» Exercise description:
Quote all of the data exactly as given. Skip every picture it contains.

» Material provided:
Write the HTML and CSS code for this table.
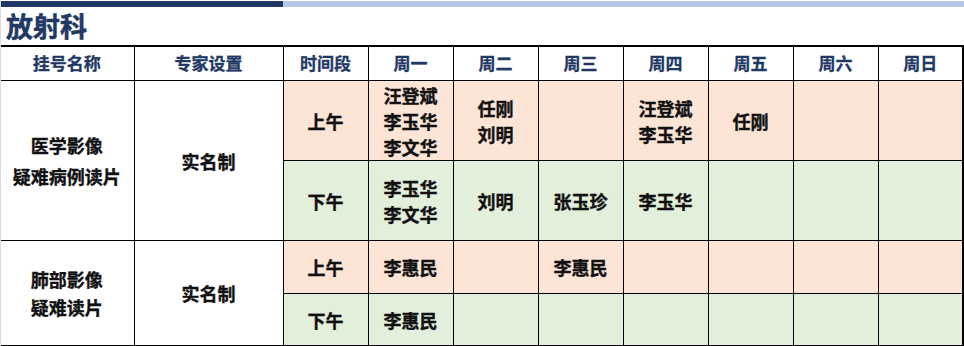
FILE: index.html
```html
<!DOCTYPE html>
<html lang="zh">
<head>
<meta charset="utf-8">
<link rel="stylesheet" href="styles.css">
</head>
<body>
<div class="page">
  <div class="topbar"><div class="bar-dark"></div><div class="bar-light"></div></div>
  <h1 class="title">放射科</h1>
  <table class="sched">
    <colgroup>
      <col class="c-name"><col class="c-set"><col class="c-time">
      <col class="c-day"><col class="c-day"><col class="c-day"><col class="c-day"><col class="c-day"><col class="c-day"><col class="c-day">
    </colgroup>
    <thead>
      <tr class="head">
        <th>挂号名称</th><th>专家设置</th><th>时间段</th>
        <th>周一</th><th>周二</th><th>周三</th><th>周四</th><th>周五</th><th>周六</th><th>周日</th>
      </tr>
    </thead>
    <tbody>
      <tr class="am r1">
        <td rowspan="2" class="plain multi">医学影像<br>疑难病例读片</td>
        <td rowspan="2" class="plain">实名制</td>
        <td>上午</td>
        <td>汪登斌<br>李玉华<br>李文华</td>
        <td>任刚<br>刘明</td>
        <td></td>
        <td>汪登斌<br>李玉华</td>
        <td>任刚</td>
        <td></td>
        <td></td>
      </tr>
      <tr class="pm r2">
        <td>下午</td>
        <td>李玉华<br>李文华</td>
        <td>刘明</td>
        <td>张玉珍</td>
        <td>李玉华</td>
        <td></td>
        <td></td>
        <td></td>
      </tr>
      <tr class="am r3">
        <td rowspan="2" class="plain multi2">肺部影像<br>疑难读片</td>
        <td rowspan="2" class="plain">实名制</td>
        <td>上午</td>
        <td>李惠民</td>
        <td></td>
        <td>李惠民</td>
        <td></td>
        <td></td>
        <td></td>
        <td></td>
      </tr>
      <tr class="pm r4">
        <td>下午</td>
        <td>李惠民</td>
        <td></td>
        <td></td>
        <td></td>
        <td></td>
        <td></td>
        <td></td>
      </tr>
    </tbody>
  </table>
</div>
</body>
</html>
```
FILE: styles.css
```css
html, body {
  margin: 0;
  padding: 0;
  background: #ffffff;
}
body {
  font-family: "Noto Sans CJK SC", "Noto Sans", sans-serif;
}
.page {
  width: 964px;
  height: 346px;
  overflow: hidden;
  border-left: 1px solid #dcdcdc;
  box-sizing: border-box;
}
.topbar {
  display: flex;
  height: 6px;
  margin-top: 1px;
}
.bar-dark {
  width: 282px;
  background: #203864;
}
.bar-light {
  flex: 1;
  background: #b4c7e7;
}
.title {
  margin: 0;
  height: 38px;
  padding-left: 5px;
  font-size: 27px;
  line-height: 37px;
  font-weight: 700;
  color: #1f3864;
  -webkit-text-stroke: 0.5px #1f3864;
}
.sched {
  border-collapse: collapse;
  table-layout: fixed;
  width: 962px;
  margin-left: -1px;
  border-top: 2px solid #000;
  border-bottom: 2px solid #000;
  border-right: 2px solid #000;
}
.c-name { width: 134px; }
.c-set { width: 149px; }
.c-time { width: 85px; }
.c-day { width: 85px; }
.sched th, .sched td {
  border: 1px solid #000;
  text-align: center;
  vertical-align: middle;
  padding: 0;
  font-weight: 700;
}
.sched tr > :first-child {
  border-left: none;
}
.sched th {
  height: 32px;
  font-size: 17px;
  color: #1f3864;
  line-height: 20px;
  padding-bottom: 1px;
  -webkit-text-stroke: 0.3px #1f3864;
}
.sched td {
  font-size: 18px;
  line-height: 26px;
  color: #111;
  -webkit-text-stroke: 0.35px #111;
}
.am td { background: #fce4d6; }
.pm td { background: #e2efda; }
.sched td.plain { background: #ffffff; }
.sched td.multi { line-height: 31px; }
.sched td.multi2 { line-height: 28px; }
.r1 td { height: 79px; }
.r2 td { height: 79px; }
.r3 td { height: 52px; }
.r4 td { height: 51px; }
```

» Result of this task:
Write the HTML and CSS code for this table.
FILE: index.html
```html
<!DOCTYPE html>
<html lang="zh">
<head>
<meta charset="utf-8">
<link rel="stylesheet" href="styles.css">
</head>
<body>
<div class="page">
  <div class="topbar"><div class="bar-dark"></div><div class="bar-light"></div></div>
  <h1 class="title">放射科</h1>
  <table class="sched">
    <colgroup>
      <col class="c-name"><col class="c-set"><col class="c-time">
      <col class="c-day"><col class="c-day"><col class="c-day"><col class="c-day"><col class="c-day"><col class="c-day"><col class="c-day">
    </colgroup>
    <thead>
      <tr class="head">
        <th>挂号名称</th><th>专家设置</th><th>时间段</th>
        <th>周一</th><th>周二</th><th>周三</th><th>周四</th><th>周五</th><th>周六</th><th>周日</th>
      </tr>
    </thead>
    <tbody>
      <tr class="am r1">
        <td rowspan="2" class="plain multi">医学影像<br>疑难病例读片</td>
        <td rowspan="2" class="plain">实名制</td>
        <td>上午</td>
        <td>汪登斌<br>李玉华<br>李文华</td>
        <td>任刚<br>刘明</td>
        <td></td>
        <td>汪登斌<br>李玉华</td>
        <td>任刚</td>
        <td></td>
        <td></td>
      </tr>
      <tr class="pm r2">
        <td>下午</td>
        <td>李玉华<br>李文华</td>
        <td>刘明</td>
        <td>张玉珍</td>
        <td>李玉华</td>
        <td></td>
        <td></td>
        <td></td>
      </tr>
      <tr class="am r3">
        <td rowspan="2" class="plain multi2">肺部影像<br>疑难读片</td>
        <td rowspan="2" class="plain">实名制</td>
        <td>上午</td>
        <td>李惠民</td>
        <td></td>
        <td>李惠民</td>
        <td></td>
        <td></td>
        <td></td>
        <td></td>
      </tr>
      <tr class="pm r4">
        <td>下午</td>
        <td>李惠民</td>
        <td></td>
        <td></td>
        <td></td>
        <td></td>
        <td></td>
        <td></td>
      </tr>
    </tbody>
  </table>
</div>
</body>
</html>
```
FILE: styles.css
```css
html, body {
  margin: 0;
  padding: 0;
  background: #ffffff;
}
body {
  font-family: "Noto Sans CJK SC", "Noto Sans", sans-serif;
}
.page {
  width: 964px;
  height: 346px;
  overflow: hidden;
  border-left: 1px solid #dcdcdc;
  box-sizing: border-box;
}
.topbar {
  display: flex;
  height: 6px;
  margin-top: 1px;
}
.bar-dark {
  width: 282px;
  background: #203864;
}
.bar-light {
  flex: 1;
  background: #b4c7e7;
}
.title {
  margin: 0;
  height: 38px;
  padding-left: 5px;
  font-size: 27px;
  line-height: 37px;
  font-weight: 700;
  color: #1f3864;
  -webkit-text-stroke: 0.5px #1f3864;
}
.sched {
  border-collapse: collapse;
  table-layout: fixed;
  width: 962px;
  margin-left: -1px;
  border-top: 2px solid #000;
  border-bottom: 2px solid #000;
  border-right: 2px solid #000;
}
.c-name { width: 134px; }
.c-set { width: 149px; }
.c-time { width: 85px; }
.c-day { width: 85px; }
.sched th, .sched td {
  border: 1px solid #000;
  text-align: center;
  vertical-align: middle;
  padding: 0;
  font-weight: 700;
}
.sched tr > :first-child {
  border-left: none;
}
.sched th {
  height: 32px;
  font-size: 17px;
  color: #1f3864;
  line-height: 20px;
  padding-bottom: 1px;
  -webkit-text-stroke: 0.3px #1f3864;
}
.sched td {
  font-size: 18px;
  line-height: 26px;
  color: #111;
  -webkit-text-stroke: 0.35px #111;
}
.am td { background: #fce4d6; }
.pm td { background: #e2efda; }
.sched td.plain { background: #ffffff; }
.sched td.multi { line-height: 31px; }
.sched td.multi2 { line-height: 28px; }
.r1 td { height: 79px; }
.r2 td { height: 79px; }
.r3 td { height: 52px; }
.r4 td { height: 51px; }
```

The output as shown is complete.